(Interface markup and scripts)
○ ○ ○ ○ ○

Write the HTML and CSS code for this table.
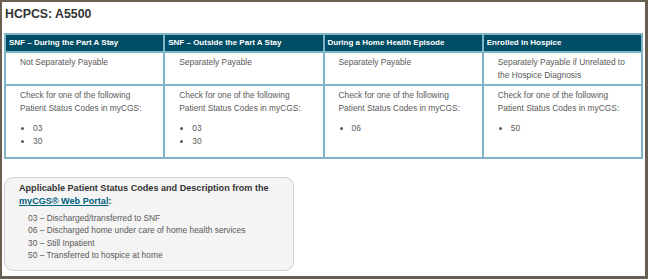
FILE: index.html
```html
<!DOCTYPE html>
<html lang="en">
<head>
<meta charset="utf-8">
<title>HCPCS: A5500</title>
<link rel="stylesheet" href="styles.css">
</head>
<body>
<div class="frame">
  <h1 class="title">HCPCS: A5500</h1>
  <table class="grid">
    <thead>
      <tr>
        <th>SNF – During the Part A Stay</th>
        <th>SNF – Outside the Part A Stay</th>
        <th>During a Home Health Episode</th>
        <th>Enrolled in Hospice</th>
      </tr>
    </thead>
    <tbody>
      <tr class="pay-row">
        <td>Not Separately Payable</td>
        <td>Separately Payable</td>
        <td>Separately Payable</td>
        <td>Separately Payable if Unrelated to the Hospice Diagnosis</td>
      </tr>
      <tr class="code-row">
        <td>
          <p>Check for one of the following Patient Status Codes in myCGS:</p>
          <ul><li>03</li><li>30</li></ul>
        </td>
        <td>
          <p>Check for one of the following Patient Status Codes in myCGS:</p>
          <ul><li>03</li><li>30</li></ul>
        </td>
        <td>
          <p>Check for one of the following Patient Status Codes in myCGS:</p>
          <ul><li>06</li></ul>
        </td>
        <td>
          <p>Check for one of the following Patient Status Codes in myCGS:</p>
          <ul><li>50</li></ul>
        </td>
      </tr>
    </tbody>
  </table>
  <div class="note">
    <p class="note-head">Applicable Patient Status Codes and Description from the <a href="#" class="note-link">myCGS® Web Portal</a>:</p>
    <ul class="note-list">
      <li>03 – Discharged/transferred to SNF</li>
      <li>06 – Discharged home under care of home health services</li>
      <li>30 – Still Inpatient</li>
      <li>50 – Transferred to hospice at home</li>
    </ul>
  </div>
</div>
</body>
</html>
```

FILE: styles.css
```css
html, body {
  margin: 0;
  padding: 0;
  background: #ffffff;
}

body {
  font-family: "Liberation Sans", Arial, sans-serif;
  color: #595959;
}

.frame {
  box-sizing: border-box;
  width: 648px;
  height: 279px;
  border-style: solid;
  border-color: #685e52;
  border-width: 2px 3px 3px 2px;
  background: #ffffff;
  overflow: hidden;
}

.title {
  margin: 5px 0 0 3px;
  font-size: 12.3px;
  line-height: 15px;
  font-weight: bold;
  color: #333333;
}

.grid {
  margin: 11px 0 0 2px;
  width: 639px;
  table-layout: fixed;
  border-collapse: separate;
  border-spacing: 2px;
  background: #80b4c8;
}

.grid th {
  background: #004d66;
  color: #ffffff;
  font-size: 8px;
  font-weight: bold;
  line-height: 12px;
  text-align: left;
  padding: 2px 3px;
  white-space: nowrap;
  overflow: hidden;
}

.grid td {
  background: #ffffff;
  vertical-align: top;
  font-size: 8.4px;
  line-height: 13px;
  color: #595959;
}

.pay-row td {
  padding: 3px 8px 2px 14px;
}

.code-row td {
  padding: 3px 8px 10px 14px;
  line-height: 12.7px;
}

.code-row p {
  margin: 0;
}

.code-row ul {
  margin: 7.5px 0 0 0;
  padding-left: 13px;
  list-style: disc;
}

.note {
  box-sizing: border-box;
  margin: 18px 0 0 2px;
  width: 290px;
  border: 1px solid #d2d2d2;
  border-radius: 9px;
  background: #f4f4f4;
  padding: 4px 10px 8px 14px;
}

.note-head {
  margin: 0;
  font-size: 9.1px;
  line-height: 13px;
  font-weight: bold;
  color: #333333;
}

.note-link {
  color: #00607f;
  text-decoration: underline;
}

.note-list {
  margin: 3.5px 0 0 0;
  padding-left: 9px;
  list-style: none;
  font-size: 8.4px;
  line-height: 12.5px;
  color: #595959;
}
```
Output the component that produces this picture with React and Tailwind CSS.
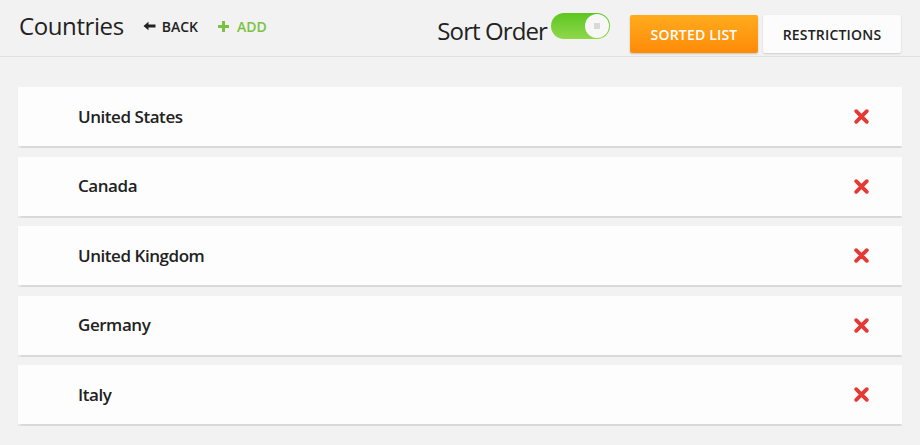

○ ○ ○ ○ ○

■ TASK BRIEF:
Repeat the data above exactly, but not the pictures.

■ TASK ANSWER:
Write the HTML and CSS code for this table.
FILE: index.html
```html
<!DOCTYPE html>
<html lang="en">
<head>
<meta charset="utf-8">
<title>HCPCS: A5500</title>
<link rel="stylesheet" href="styles.css">
</head>
<body>
<div class="frame">
  <h1 class="title">HCPCS: A5500</h1>
  <table class="grid">
    <thead>
      <tr>
        <th>SNF – During the Part A Stay</th>
        <th>SNF – Outside the Part A Stay</th>
        <th>During a Home Health Episode</th>
        <th>Enrolled in Hospice</th>
      </tr>
    </thead>
    <tbody>
      <tr class="pay-row">
        <td>Not Separately Payable</td>
        <td>Separately Payable</td>
        <td>Separately Payable</td>
        <td>Separately Payable if Unrelated to the Hospice Diagnosis</td>
      </tr>
      <tr class="code-row">
        <td>
          <p>Check for one of the following Patient Status Codes in myCGS:</p>
          <ul><li>03</li><li>30</li></ul>
        </td>
        <td>
          <p>Check for one of the following Patient Status Codes in myCGS:</p>
          <ul><li>03</li><li>30</li></ul>
        </td>
        <td>
          <p>Check for one of the following Patient Status Codes in myCGS:</p>
          <ul><li>06</li></ul>
        </td>
        <td>
          <p>Check for one of the following Patient Status Codes in myCGS:</p>
          <ul><li>50</li></ul>
        </td>
      </tr>
    </tbody>
  </table>
  <div class="note">
    <p class="note-head">Applicable Patient Status Codes and Description from the <a href="#" class="note-link">myCGS® Web Portal</a>:</p>
    <ul class="note-list">
      <li>03 – Discharged/transferred to SNF</li>
      <li>06 – Discharged home under care of home health services</li>
      <li>30 – Still Inpatient</li>
      <li>50 – Transferred to hospice at home</li>
    </ul>
  </div>
</div>
</body>
</html>
```

FILE: styles.css
```css
html, body {
  margin: 0;
  padding: 0;
  background: #ffffff;
}

body {
  font-family: "Liberation Sans", Arial, sans-serif;
  color: #595959;
}

.frame {
  box-sizing: border-box;
  width: 648px;
  height: 279px;
  border-style: solid;
  border-color: #685e52;
  border-width: 2px 3px 3px 2px;
  background: #ffffff;
  overflow: hidden;
}

.title {
  margin: 5px 0 0 3px;
  font-size: 12.3px;
  line-height: 15px;
  font-weight: bold;
  color: #333333;
}

.grid {
  margin: 11px 0 0 2px;
  width: 639px;
  table-layout: fixed;
  border-collapse: separate;
  border-spacing: 2px;
  background: #80b4c8;
}

.grid th {
  background: #004d66;
  color: #ffffff;
  font-size: 8px;
  font-weight: bold;
  line-height: 12px;
  text-align: left;
  padding: 2px 3px;
  white-space: nowrap;
  overflow: hidden;
}

.grid td {
  background: #ffffff;
  vertical-align: top;
  font-size: 8.4px;
  line-height: 13px;
  color: #595959;
}

.pay-row td {
  padding: 3px 8px 2px 14px;
}

.code-row td {
  padding: 3px 8px 10px 14px;
  line-height: 12.7px;
}

.code-row p {
  margin: 0;
}

.code-row ul {
  margin: 7.5px 0 0 0;
  padding-left: 13px;
  list-style: disc;
}

.note {
  box-sizing: border-box;
  margin: 18px 0 0 2px;
  width: 290px;
  border: 1px solid #d2d2d2;
  border-radius: 9px;
  background: #f4f4f4;
  padding: 4px 10px 8px 14px;
}

.note-head {
  margin: 0;
  font-size: 9.1px;
  line-height: 13px;
  font-weight: bold;
  color: #333333;
}

.note-link {
  color: #00607f;
  text-decoration: underline;
}

.note-list {
  margin: 3.5px 0 0 0;
  padding-left: 9px;
  list-style: none;
  font-size: 8.4px;
  line-height: 12.5px;
  color: #595959;
}
```
Output the component that produces this picture with React and Tailwind CSS.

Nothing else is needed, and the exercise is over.